4.1. Um die Frage der Zumutbarkeit der Benützung öffentlicher Verkehrsmittel beurteilen zu können, hat die Behörde zu ermitteln, ob der Antragsteller dauernd an seiner Gesundheit geschädigt ist und wie sich diese Gesundheitsschädigung nach ihrer Art und ihrer Schwere auf die Zumutbarkeit der Benützung öffentlicher Verkehrsmittel auswirkt. Sofern nicht die Unzumutbarkeit der Benützung öffentlicher Verkehrsmittel auf Grund der Art und der Schwere der Gesundheitsschädigung auf der Hand liegt, bedarf es in einem Verfahren über einen Antrag auf Vornahme der Zusatzeintragung "Unzumutbarkeit der Benützung öffentlicher Verkehrsmittel wegen dauernder Gesundheitsschädigung" regelmäßig eines ärztlichen Sachverständigengutachtens, in dem die dauernde Gesundheitsschädigung und ihre Auswirkungen auf die Benützung öffentlicher Verkehrsmittel in nachvollziehbarer Weise dargestellt werden. Nur dadurch wird die Behörde in die Lage versetzt, zu beurteilen, ob dem Betreffenden die Benützung öffentlicher Verkehrsmittel wegen dauernder Gesundheitsschädigung unzumutbar ist (vgl. aus der ständigen Rechtsprechung etwa das hg. Erkenntnis vom 17. Juni 2013, Zl. 2010/11/0021, mit Verweis auf die Erkenntnisse vom 23. Februar 2011, Zl. 2007/11/0142, und vom 23. Mai 2012, Zl. 2008/11/0128).

4.2. Der Revisionswerber unterzog sich im Verwaltungsverfahren sowohl am 4. Jänner 2013 als auch am 27. September 2013 einer ärztlichen Begutachtung. Die beiden medizinischen Sachverständige gelangten zu dem im Wesentlichen übereinstimmenden Ergebnis, dass dem Revisionswerber die Benützung öffentlicher Verkehrsmittel zumutbar sei, weil dieser kurze Wegstrecken (300 - 400 m) aus eigener Kraft und ohne Fremdhilfe zurücklegen könne und seine Gesundheitsschädigung keine Auswirkungen auf das Ein- und Aussteigen sowie auf die sichere Beförderung im öffentlichen Verkehrsmittel habe.
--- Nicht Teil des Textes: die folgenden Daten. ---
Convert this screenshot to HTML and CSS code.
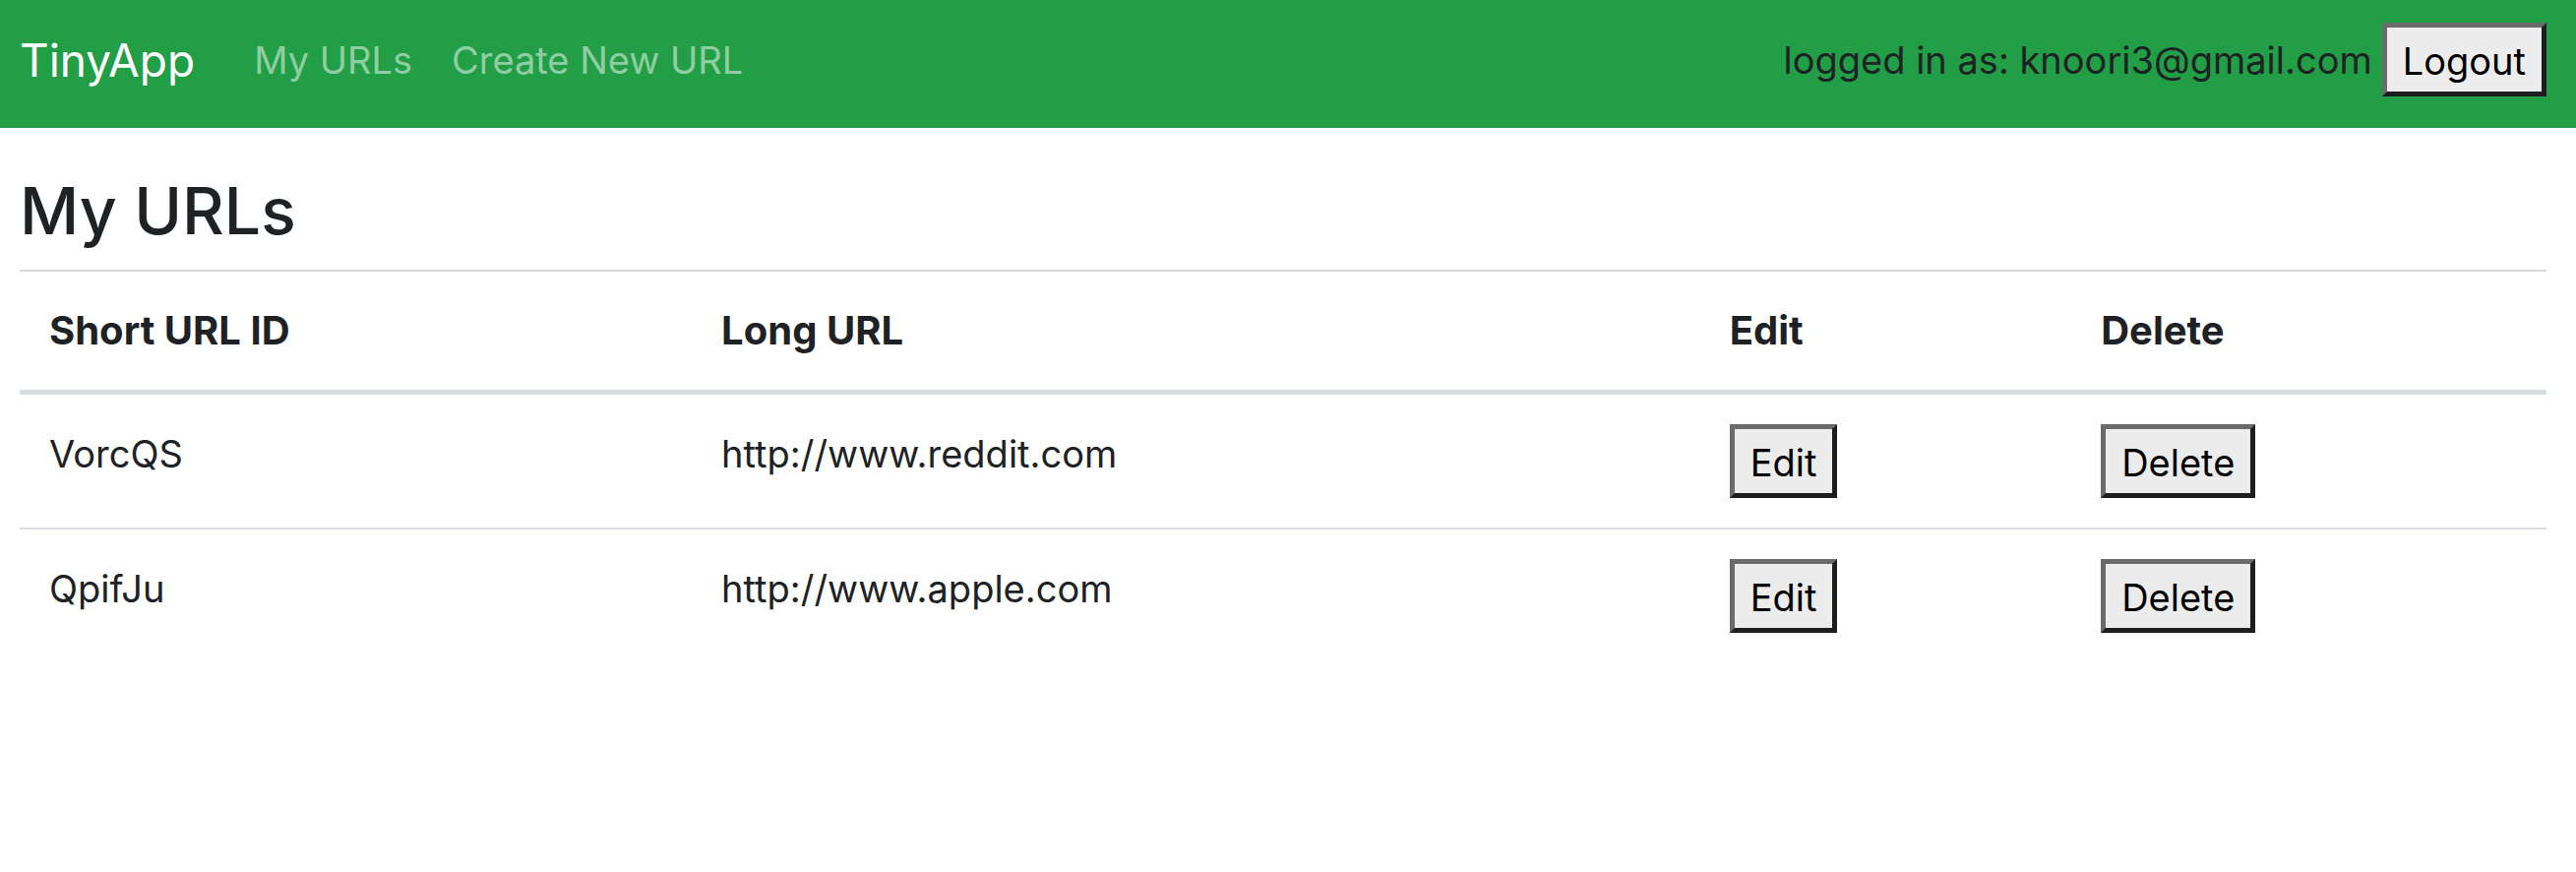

Dieses Gutachtensergebnis wird vom Revisionswerber nicht konkret bestritten. Soweit er vorbringt, in den Gutachten hätte dargelegt werden müssen, mit welchen Schmerzen das Zurücklegen der genannten Strecke (300 - 400 m) verbunden sei, so unterlässt er es, diesbezügliche Schmerzen zu präzisieren und legt damit die Relevanz des behaupteten Verfahrensmangels nicht dar.
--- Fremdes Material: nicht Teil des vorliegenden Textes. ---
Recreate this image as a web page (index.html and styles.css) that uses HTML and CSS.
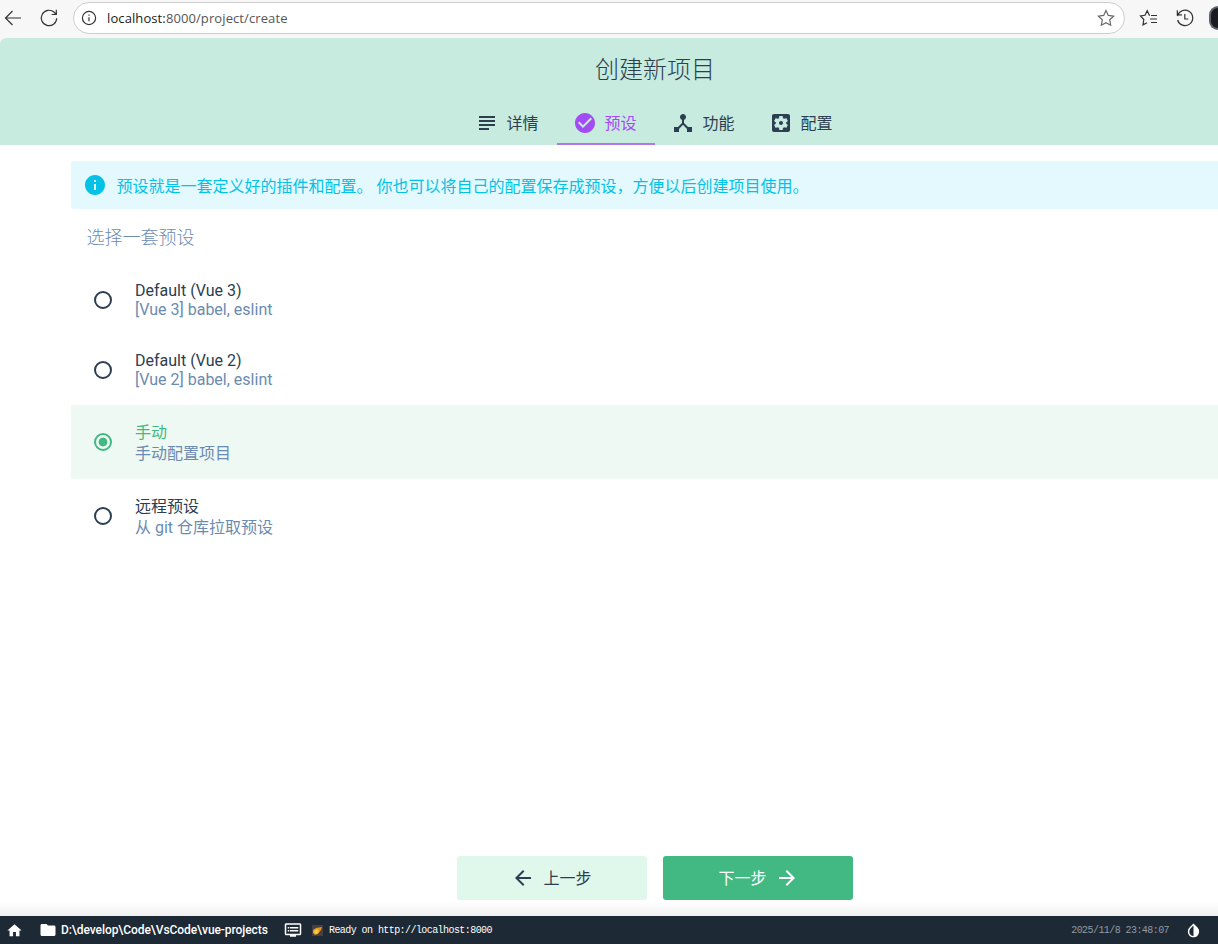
FILE: index.html
```html
<!DOCTYPE html>
<html lang="zh-CN">
<head>
    <meta charset="UTF-8">
    <meta name="viewport" content="width=device-width, initial-scale=1.0">
    <title>创建新项目</title>
    <link rel="stylesheet" href="styles.css">
</head>
<body>

    <div class="browser-bar">
        <svg class="nav-icon" viewBox="0 0 20 20"><path d="M18 10H2.5M9.5 3L2.5 10l7 7"/></svg>
        <svg class="nav-icon reload" viewBox="0 0 20 20"><path d="M17.7 10.2a7.7 7.7 0 1 1-2.5-5.9l1.9 2M17.3 1.8v4.7h-4.7"/></svg>
        <div class="address">
            <svg class="info-icon" viewBox="0 0 16 16"><circle cx="8" cy="8" r="6.6"/><path d="M8 7.2v4M8 4.5v1.3"/></svg>
            <span class="url"><b>localhost:</b>8000/project/create</span>
            <svg class="star" viewBox="0 0 20 20"><path d="M10 2.5l2.3 4.9 5.3.7-3.9 3.7 1 5.4-4.7-2.6-4.7 2.6 1-5.4-3.9-3.7 5.3-.7z"/></svg>
        </div>
        <svg class="nav-icon favorites" viewBox="0 0 20 20"><path d="M11 7.2h-.7L8.2 2.7 6 7.3l-4.5.7 3.3 3.5-.8 5.4 4-2.2M12 7.5h6M11 11h7M12 14.5h6"/></svg>
        <svg class="nav-icon history" viewBox="0 0 20 20"><path d="M2.5 8.2A7.7 7.7 0 1 1 2.6 12M2.3 2.2v4.7H7M2.7 6.5a8 8 0 0 1 2-2.3M9.8 6v5h3.5"/></svg>
        <div class="avatar"></div>
    </div>

    <div class="page">
        <div class="header">
            <h1>创建新项目</h1>
            <div class="tabs">
                <div class="tab">
                    <svg viewBox="0 0 24 24"><path d="M14 17H4v2h10v-2zm6-8H4v2h16V9zM4 15h16v-2H4v2zM4 5v2h16V5H4z"/></svg>
                    <span>详情</span>
                </div>
                <div class="tab active">
                    <svg viewBox="0 0 24 24"><path d="M12 2C6.48 2 2 6.48 2 12s4.48 10 10 10 10-4.48 10-10S17.52 2 12 2zm-2 15l-5-5 1.41-1.41L10 14.17l7.59-7.59L19 8l-9 9z"/></svg>
                    <span>预设</span>
                </div>
                <div class="tab">
                    <svg viewBox="0 0 24 24"><path d="M17 16l-4-4V8.82C14.16 8.4 15 7.3 15 6c0-1.66-1.34-3-3-3S9 4.34 9 6c0 1.3.84 2.4 2 2.82V12l-4 4H3v5h5v-3.05l4-4.2 4 4.2V21h5v-5h-4z"/></svg>
                    <span>功能</span>
                </div>
                <div class="tab">
                    <svg viewBox="0 0 24 24"><path d="M12 10c-1.1 0-2 .9-2 2s.9 2 2 2 2-.9 2-2-.9-2-2-2zm7-7H5c-1.11 0-2 .9-2 2v14c0 1.1.89 2 2 2h14c1.11 0 2-.9 2-2V5c0-1.1-.89-2-2-2zm-1.75 9c0 .23-.02.46-.05.68l1.48 1.16c.13.11.17.3.08.45l-1.4 2.42c-.09.15-.27.21-.43.15l-1.74-.7c-.36.28-.76.51-1.18.69l-.26 1.85c-.03.17-.18.3-.35.3h-2.8c-.17 0-.32-.13-.35-.29l-.26-1.85c-.43-.18-.82-.41-1.18-.69l-1.74.7c-.16.06-.34 0-.43-.15l-1.4-2.42c-.09-.15-.05-.34.08-.45l1.48-1.16c-.03-.23-.05-.46-.05-.69s.02-.46.05-.68l-1.48-1.16c-.13-.11-.17-.3-.08-.45l1.4-2.42c.09-.15.27-.21.43-.15l1.74.7c.36-.28.76-.51 1.18-.69l.26-1.85c.03-.17.18-.3.35-.3h2.8c.17 0 .32.13.35.29l.26 1.85c.43.18.82.41 1.18.69l1.74-.7c.16-.06.34 0 .43.15l1.4 2.42c.09.15.05.34-.08.45l-1.48 1.16c.03.23.05.46.05.69z"/></svg>
                    <span>配置</span>
                </div>
            </div>
        </div>

        <div class="content">
            <div class="info">
                <svg viewBox="0 0 24 24"><path d="M12 2C6.48 2 2 6.48 2 12s4.48 10 10 10 10-4.48 10-10S17.52 2 12 2zm1 15h-2v-6h2v6zm0-8h-2V7h2v2z"/></svg>
                <span>预设就是一套定义好的插件和配置。 你也可以将自己的配置保存成预设，方便以后创建项目使用。</span>
            </div>
            <div class="list-title">选择一套预设</div>

            <div class="preset">
                <div class="radio"></div>
                <div class="preset-info">
                    <div class="name">Default (Vue 3)</div>
                    <div class="description">[Vue 3] babel, eslint</div>
                </div>
            </div>
            <div class="preset">
                <div class="radio"></div>
                <div class="preset-info">
                    <div class="name">Default (Vue 2)</div>
                    <div class="description">[Vue 2] babel, eslint</div>
                </div>
            </div>
            <div class="preset cjk selected">
                <div class="radio"></div>
                <div class="preset-info">
                    <div class="name">手动</div>
                    <div class="description">手动配置项目</div>
                </div>
            </div>
            <div class="preset cjk">
                <div class="radio"></div>
                <div class="preset-info">
                    <div class="name">远程预设</div>
                    <div class="description">从 git 仓库拉取预设</div>
                </div>
            </div>
        </div>

        <div class="actions">
            <button class="btn">
                <svg viewBox="0 0 24 24"><path d="M20 11H7.83l5.59-5.59L12 4l-8 8 8 8 1.41-1.41L7.83 13H20v-2z"/></svg>
                <span>上一步</span>
            </button>
            <button class="btn primary">
                <span>下一步</span>
                <svg viewBox="0 0 24 24"><path d="M12 4l-1.41 1.41L16.17 11H4v2h12.17l-5.58 5.59L12 20l8-8z"/></svg>
            </button>
        </div>
    </div>

    <div class="status-bar">
        <svg class="home" viewBox="0 0 24 24"><path d="M10 20v-6h4v6h5v-8h3L12 3 2 12h3v8z"/></svg>
        <svg class="folder" viewBox="0 0 24 24"><path d="M10 4H4c-1.1 0-1.99.9-1.99 2L2 18c0 1.1.9 2 2 2h16c1.1 0 2-.9 2-2V8c0-1.1-.9-2-2-2h-8l-2-2z"/></svg>
        <span class="path">D:\develop\Code\VsCode\vue-projects</span>
        <svg class="console" viewBox="0 0 24 24"><path d="M21 3H3c-1.1 0-2 .9-2 2v12c0 1.1.9 2 2 2h5v2h8v-2h5c1.1 0 2-.9 2-2V5c0-1.1-.9-2-2-2zm0 14H3V5h18v12zm-2-9H8v2h11V8zm0 4H8v2h11v-2zM7 8H5v2h2V8zm0 4H5v2h2v-2z"/></svg>
        <svg class="comet" viewBox="0 0 11 11"><path fill="#4a3c43" d="M0 0h11v11H0z"/><path fill="#d99a20" d="M1 5l3-2 6-1-1 3-3 4-3 1-2-2z"/><path fill="#f7c83c" d="M2 6l3-2 2 2-2 3-3-1z"/></svg>
        <span class="log">Ready on http://localhost:8000</span>
        <span class="date">2025/11/8 23:48:07</span>
        <svg class="theme" viewBox="0 0 24 24"><path d="M17.66 7.93L12 2.27 6.34 7.93c-3.12 3.12-3.12 8.19 0 11.31C7.9 20.8 9.95 21.58 12 21.58s4.1-.78 5.66-2.34c3.12-3.12 3.12-8.19 0-11.31zM12 19.59c-1.6 0-3.11-.62-4.24-1.76C6.62 16.69 6 15.19 6 13.59s.62-3.11 1.76-4.24L12 5.1v14.49z"/></svg>
    </div>

</body>
</html>
```
FILE: styles.css
```css
* {
    box-sizing: border-box;
}
body {
    margin: 0;
    height: 944px;
    overflow: hidden;
    display: flex;
    flex-direction: column;
    background-color: #f7f7f7;
    color: #2c3e50;
    font-family: Roboto, "Noto Sans CJK SC", sans-serif;
    font-size: 16px;
}
svg {
    flex: none;
    fill: currentColor;
}

/* browser toolbar */
.browser-bar {
    flex: none;
    height: 38px;
    padding: 0 0 2px 3px;
    display: flex;
    align-items: center;
    color: #333;
}
.browser-bar svg {
    fill: none;
    stroke: currentColor;
    stroke-width: 1.2;
}
.nav-icon {
    width: 20px;
    height: 20px;
}
.reload {
    margin: 0 15px 0 16px;
}
.address {
    flex: none;
    width: 1052px;
    height: 32px;
    margin-left: -1px;
    padding: 0 8px 0 7px;
    display: flex;
    align-items: center;
    background-color: #fff;
    border: 1px solid #cecece;
    border-radius: 16px;
}
.info-icon {
    width: 16px;
    height: 16px;
    margin-right: 10px;
}
.url {
    flex: 1;
    font-family: "Open Sans", sans-serif;
    font-size: 13px;
    letter-spacing: 0.1px;
    color: #555;
}
.url b {
    font-weight: 400;
    color: #1b1b1b;
}
.star {
    width: 20px;
    height: 20px;
    color: #666;
}
.favorites {
    margin: 0 16px 0 14px;
}
.avatar {
    width: 9px;
    height: 24px;
    margin-left: 14px;
    border: 2px solid #5b626d;
    border-right: none;
    border-radius: 12px 0 0 12px;
    background-color: #191b1f;
}

.page {
    flex: 1;
    display: flex;
    flex-direction: column;
    background-color: #fff;
    border-radius: 6px 0 0 0;
}
.header {
    height: 107px;
    padding-left: 92px;
    background-color: #c7ebdf;
    border-radius: 6px 0 0 0;
    display: flex;
    flex-direction: column;
    align-items: center;
}
h1 {
    margin: 14px 0 0;
    height: 49px;
    font-size: 24px;
    font-weight: 300;
    line-height: 36px;
}
.tabs {
    display: flex;
}
.tab {
    width: 98px;
    height: 44px;
    padding: 2px 16px 0;
    display: flex;
    align-items: center;
    gap: 8px;
    border-bottom: 2px solid transparent;
}
.tab svg {
    width: 24px;
    height: 24px;
}
.tab span {
    margin: -2px 0 0 -0.5px;
}
.tab.active {
    color: #a44cf4;
    border-color: #b077ea;
}
.content {
    flex: 1;
    padding: 16px 0 0 71px;
}
.info {
    height: 48px;
    padding: 0 12px;
    display: flex;
    align-items: center;
    gap: 10px;
    color: #03c2e6;
    background-color: #e4f9fe;
    border-radius: 3px 0 0 3px;
}
.info svg {
    width: 24px;
    height: 24px;
}
.info span {
    margin-left: -0.5px;
}
.list-title {
    height: 56px;
    padding: 1px 15.5px 0;
    font-size: 18px;
    font-weight: 300;
    line-height: 56px;
    color: #6b8bb0;
}
.preset {
    height: 70px;
    padding: 0 16px 0 23px;
    display: flex;
    align-items: center;
    gap: 23px;
    line-height: 19px;
}
.preset.cjk {
    height: 74px;
    line-height: 21px;
}
.cjk .preset-info {
    padding-top: 2px;
}
.radio {
    width: 18px;
    height: 18px;
    border: 2px solid #2c3e50;
    border-radius: 50%;
}
.description {
    color: #6b8bb0;
}
.selected {
    background-color: #eef9f4;
}
.selected .name {
    color: #42b983;
}
.selected .radio {
    border-color: #42b983;
    background: radial-gradient(circle, #42b983 4px, transparent 4.8px);
}
.actions {
    height: 76px;
    padding: 16px 0 0 92px;
    display: flex;
    justify-content: center;
    gap: 16px;
    background: linear-gradient(#fff 62px, #f0f0f0);
}
.btn {
    width: 190px;
    height: 44px;
    padding: 0 1px 0 0;
    display: flex;
    align-items: center;
    justify-content: center;
    gap: 8px;
    font: inherit;
    color: #2c3e50;
    background-color: #e0f7ec;
    border: none;
    border-radius: 3px;
}
.btn svg {
    width: 24px;
    height: 24px;
}
.btn span {
    margin-top: -2px;
}
.btn.primary {
    padding: 0 0 0 1px;
    color: #fff;
    background-color: #42b983;
}

/* status bar */
.status-bar {
    flex: none;
    height: 28px;
    padding: 0 16px 0 6px;
    display: flex;
    align-items: center;
    color: #fff;
    background-color: #1d2935;
}
.home {
    width: 17px;
    height: 17px;
}
.folder {
    width: 18px;
    height: 18px;
    margin: 0 4px 0 16px;
}
.path {
    width: 223px;
    font-size: 12px;
    font-weight: 500;
    letter-spacing: -0.07px;
}
.console {
    width: 18px;
    height: 18px;
}
.comet {
    width: 11px;
    height: 11px;
    margin: 0 6px 0 10px;
}
.log, .date {
    font-family: "Liberation Mono", monospace;
    font-size: 10px;
    letter-spacing: -0.57px;
}
.date {
    margin-left: auto;
    color: #919aa3;
}
.theme {
    width: 17px;
    height: 17px;
    margin-left: 16px;
}
```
4.3. Der Revisionswerber meint, dass ihm die Benützung öffentlicher Verkehrsmittel selbst dann unzumutbar sei, wenn er die genannte Strecke von 300 - 400 m bewältigen könne, weil sein Wohnort etwa 9 km von der nächstgelegenen Haltestelle öffentlicher Verkehrsmittel entfernt liege und das Zurücklegen dieser Wegstrecke für ihn ein absolutes Martyrium darstelle. Dem ist mit der belangten Behörde zu entgegnen, dass es bei der Beurteilung der Zumutbarkeit der Benützung öffentlicher Verkehrsmittel entscheidend auf die Art und Schwere der dauernden Gesundheitsschädigung und deren Auswirkungen auf die Benützung öffentlicher Verkehrsmittel ankommt, nicht aber auf andere Umstände wie die Entfernung zwischen der Wohnung und der nächstgelegenen Haltestelle öffentlicher Verkehrsmittel (vgl. das hg. Erkenntnis vom 22. Oktober 2002, Zl. 2001/11/0258).

Wenn die belangte Behörde daher die Ansicht vertritt, in einem Fall wie dem vorliegenden, in dem der Betreffende eine Wegstrecke von 300 - 400 m ohne Fremdhilfe zurücklegen könne und das Ein- und Aussteigen sowie die sichere Beförderung im öffentlichen Verkehrsmittel gewährleistet seien, sei (typischer Weise) die Benützung öffentlicher Verkehrsmittel zumutbar, so kann dem nicht entgegen getreten werden (vgl. auch das Erkenntnis vom 23. Mai 2012, Zl. 2008/11/0128, in dem es um eine entsprechende Wegstrecke ging).

5. Die Revision war daher gemäß § 42 Abs. 1 VwGG als unbegründet abzuweisen.

6. Die Kostenentscheidung beruht auf den §§ 47 ff VwGG iVm der VwGH-Aufwandersatzverordnung 2008, BGBl. II Nr. 455.